Our Readers' Opinions
July 29, 2005
Education is not free

Editor: I write to express my views on the issue of education being ‘free’ and its relation to the issue of Universal Secondary Education.

My expressions are made in defence of the Bishop’s College Kingstown secondary school and by extension all private secondary schools in this country. The expression of my views are based on some complaints I heard on a radio station by a caller about having to pay school fees at Bishop’s College.{{more}}

I must state here however that my views are not those of the administration or Board of Governors of Bishop’s College Kingstown. I express my views as a former member of the academic staff. I have since left the institution to pursue higher education overseas.

In line with the issue at hand, it is clearly the view of some Vincentians that education is either ‘free’ or that it is supposed to be ‘free’ and more so with the advent of universal secondary education. Let me state here that in no way is any type of formal education ‘free’ at any level, whether a country has universal education or not. As a matter of fact education is the most expensive of any social service that any government provides. It does not mean that when our children attend what we call a government school and a school fee is not paid that the education gained at that institution is in anyway ‘free.’ The school has to be staffed and the staff has to be paid. There are utility bills, furniture, chalk, teaching aids and other amenities needed for an educational institution to run effectively. This calls for finance. The question is who pays? The reality is that all of us as taxpayers pay indirectly for the education of each and every child who attends a government school in this country, whether or not we have children.
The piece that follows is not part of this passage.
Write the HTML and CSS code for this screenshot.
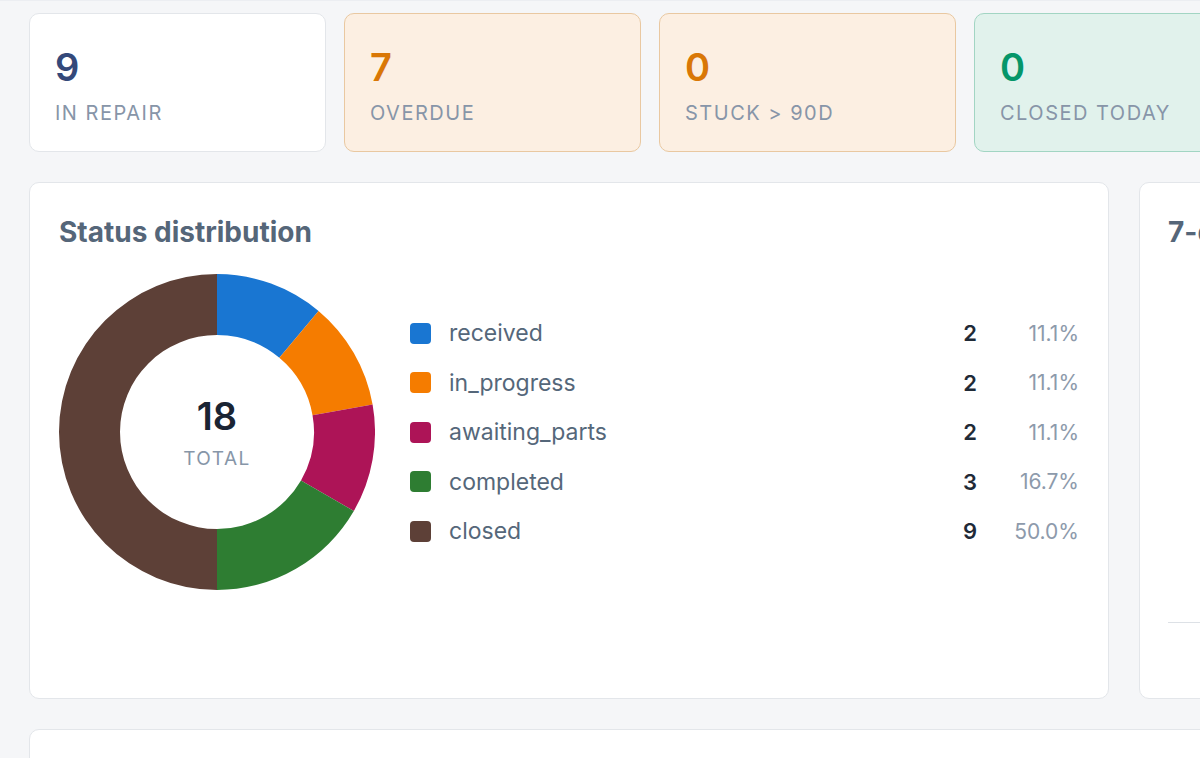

Universal secondary education does not in anyway suggest that education is supposed to be ‘free.’ A case in point is Barbados, which in my opinion has the best example of universal education in the Caribbean region. The Barbadian government absorbs all the costs of educating its population up to the University level. It does not mean that education in Barbados is ‘free.’ The taxpayers in that country bear the cost of educating its people – the education is paid for.

The issue with Bishop’s College is that students who pass the Common Entrance Examination and are placed there by the government must pay a school fee. Students who ‘fail’ the examination must also pay a fee. Bishop’s College is a privately owned institution. Such schools are referred to as government assisted schools. In my opinion they should be classified as government ASSISTING schools since they greatly assist the government in absorbing students into the secondary system particularly since there is not enough space in the government system. The government subsidizes 50 percent of the fees paid by the students whom they place at Bishop’s College. They also assist with paying about 50 percent of the academic staff at the school. The brunt of the financial obligations however, must be borne by the school. The school has to employ a secretary, pay utility bills, purchase chalk, pay 50 percent of the academic staff, security, cleaners and take care of maintenance. The government does not assist with any of the above.

The school fee paid by Common Entrance scholars at Bishop’s College is a mere $70 per term. Not only is this the lowest fee charged by any private secondary school in the state but there are also private pre-schools and primary schools in this country which charge up to five times that amount per term. As a former member of staff, I am well aware of the fact that the monies gained from school fees and government subsidies are inadequate to run the school effectively and hence various fundraising activities are engaged in throughout the academic year to raise extra funds.

It is my view that as Vincentians we are too comfortable at times.

We are the only country in the region which pays nurses and teachers to be trained, in other words we pay people to go to school.

Students from other territories at the University of the West Indies marvel at the fact that we get three years study leave with pay, to pursue higher education. In Jamaica parents pay full school fees for their children to be educated from pre-school to university. Theirs is an economy that is supposedly worse off than ours.

At universities teachers are now being trained to teach using electronic visual aids. This equipment costs money. If our children are to benefit and gain a solid education in this technologically advanced age then we must be prepared to brace ourselves and pay for it – it is neither cheap nor free.

Maybe the government could pay 100 percent subsidy for students attending private secondary schools and simply increase taxes.